## What you need to do
Each line of the listing must be transcribed exactly, except for the images, which should be excluded.

- - - - - - -

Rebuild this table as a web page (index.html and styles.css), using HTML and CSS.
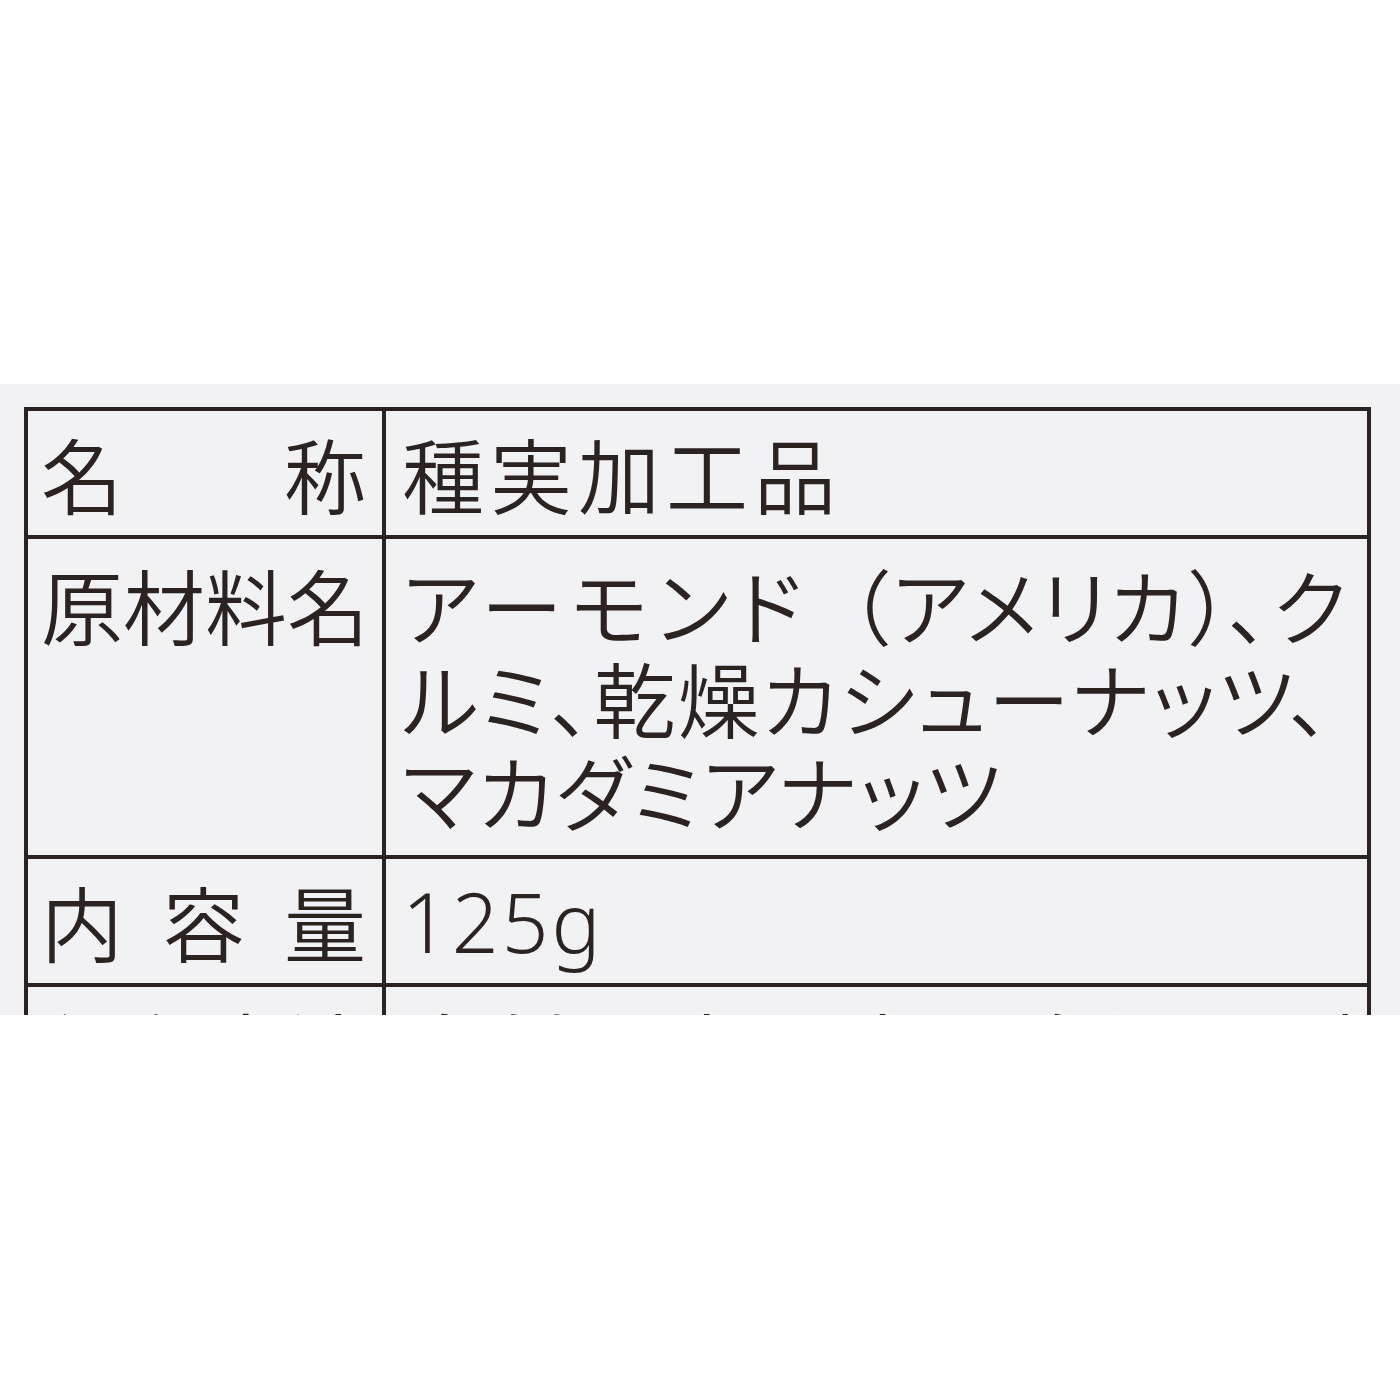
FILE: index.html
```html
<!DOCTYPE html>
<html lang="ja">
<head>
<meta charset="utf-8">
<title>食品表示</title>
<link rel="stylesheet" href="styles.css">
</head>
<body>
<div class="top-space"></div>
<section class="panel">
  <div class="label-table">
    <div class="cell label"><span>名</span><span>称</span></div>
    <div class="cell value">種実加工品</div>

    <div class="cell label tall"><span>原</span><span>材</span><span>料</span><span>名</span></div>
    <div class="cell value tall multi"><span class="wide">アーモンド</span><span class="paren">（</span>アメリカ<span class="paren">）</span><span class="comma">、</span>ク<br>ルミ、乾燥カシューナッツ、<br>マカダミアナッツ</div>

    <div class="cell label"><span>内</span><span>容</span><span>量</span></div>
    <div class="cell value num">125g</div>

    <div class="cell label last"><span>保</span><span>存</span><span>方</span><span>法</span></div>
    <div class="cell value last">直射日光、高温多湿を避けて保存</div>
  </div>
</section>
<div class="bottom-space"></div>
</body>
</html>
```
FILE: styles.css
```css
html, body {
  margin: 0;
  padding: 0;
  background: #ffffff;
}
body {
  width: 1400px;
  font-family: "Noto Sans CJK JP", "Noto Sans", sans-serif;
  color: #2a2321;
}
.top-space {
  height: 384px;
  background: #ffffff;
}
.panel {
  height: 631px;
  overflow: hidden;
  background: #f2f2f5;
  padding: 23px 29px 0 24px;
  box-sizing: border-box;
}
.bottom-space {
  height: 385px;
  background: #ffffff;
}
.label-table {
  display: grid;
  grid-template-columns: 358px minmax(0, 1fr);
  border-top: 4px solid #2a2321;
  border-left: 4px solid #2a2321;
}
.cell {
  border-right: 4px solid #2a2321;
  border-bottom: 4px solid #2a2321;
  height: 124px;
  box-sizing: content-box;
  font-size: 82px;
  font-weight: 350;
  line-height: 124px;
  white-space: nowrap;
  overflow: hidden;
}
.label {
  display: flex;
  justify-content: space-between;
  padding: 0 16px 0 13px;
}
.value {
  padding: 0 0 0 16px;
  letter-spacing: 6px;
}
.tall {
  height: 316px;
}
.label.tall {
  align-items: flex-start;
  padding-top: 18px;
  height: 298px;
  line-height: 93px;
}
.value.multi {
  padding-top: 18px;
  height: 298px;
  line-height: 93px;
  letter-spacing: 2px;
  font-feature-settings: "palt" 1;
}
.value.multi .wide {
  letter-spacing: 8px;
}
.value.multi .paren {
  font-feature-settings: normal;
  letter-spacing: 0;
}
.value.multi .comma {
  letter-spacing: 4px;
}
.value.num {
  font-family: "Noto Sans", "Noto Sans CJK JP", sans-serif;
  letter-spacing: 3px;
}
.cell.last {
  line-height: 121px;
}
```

- - - - - - -

## In response
Rebuild this table as a web page (index.html and styles.css), using HTML and CSS.
FILE: index.html
```html
<!DOCTYPE html>
<html lang="ja">
<head>
<meta charset="utf-8">
<title>食品表示</title>
<link rel="stylesheet" href="styles.css">
</head>
<body>
<div class="top-space"></div>
<section class="panel">
  <div class="label-table">
    <div class="cell label"><span>名</span><span>称</span></div>
    <div class="cell value">種実加工品</div>

    <div class="cell label tall"><span>原</span><span>材</span><span>料</span><span>名</span></div>
    <div class="cell value tall multi"><span class="wide">アーモンド</span><span class="paren">（</span>アメリカ<span class="paren">）</span><span class="comma">、</span>ク<br>ルミ、乾燥カシューナッツ、<br>マカダミアナッツ</div>

    <div class="cell label"><span>内</span><span>容</span><span>量</span></div>
    <div class="cell value num">125g</div>

    <div class="cell label last"><span>保</span><span>存</span><span>方</span><span>法</span></div>
    <div class="cell value last">直射日光、高温多湿を避けて保存</div>
  </div>
</section>
<div class="bottom-space"></div>
</body>
</html>
```
FILE: styles.css
```css
html, body {
  margin: 0;
  padding: 0;
  background: #ffffff;
}
body {
  width: 1400px;
  font-family: "Noto Sans CJK JP", "Noto Sans", sans-serif;
  color: #2a2321;
}
.top-space {
  height: 384px;
  background: #ffffff;
}
.panel {
  height: 631px;
  overflow: hidden;
  background: #f2f2f5;
  padding: 23px 29px 0 24px;
  box-sizing: border-box;
}
.bottom-space {
  height: 385px;
  background: #ffffff;
}
.label-table {
  display: grid;
  grid-template-columns: 358px minmax(0, 1fr);
  border-top: 4px solid #2a2321;
  border-left: 4px solid #2a2321;
}
.cell {
  border-right: 4px solid #2a2321;
  border-bottom: 4px solid #2a2321;
  height: 124px;
  box-sizing: content-box;
  font-size: 82px;
  font-weight: 350;
  line-height: 124px;
  white-space: nowrap;
  overflow: hidden;
}
.label {
  display: flex;
  justify-content: space-between;
  padding: 0 16px 0 13px;
}
.value {
  padding: 0 0 0 16px;
  letter-spacing: 6px;
}
.tall {
  height: 316px;
}
.label.tall {
  align-items: flex-start;
  padding-top: 18px;
  height: 298px;
  line-height: 93px;
}
.value.multi {
  padding-top: 18px;
  height: 298px;
  line-height: 93px;
  letter-spacing: 2px;
  font-feature-settings: "palt" 1;
}
.value.multi .wide {
  letter-spacing: 8px;
}
.value.multi .paren {
  font-feature-settings: normal;
  letter-spacing: 0;
}
.value.multi .comma {
  letter-spacing: 4px;
}
.value.num {
  font-family: "Noto Sans", "Noto Sans CJK JP", sans-serif;
  letter-spacing: 3px;
}
.cell.last {
  line-height: 121px;
}
```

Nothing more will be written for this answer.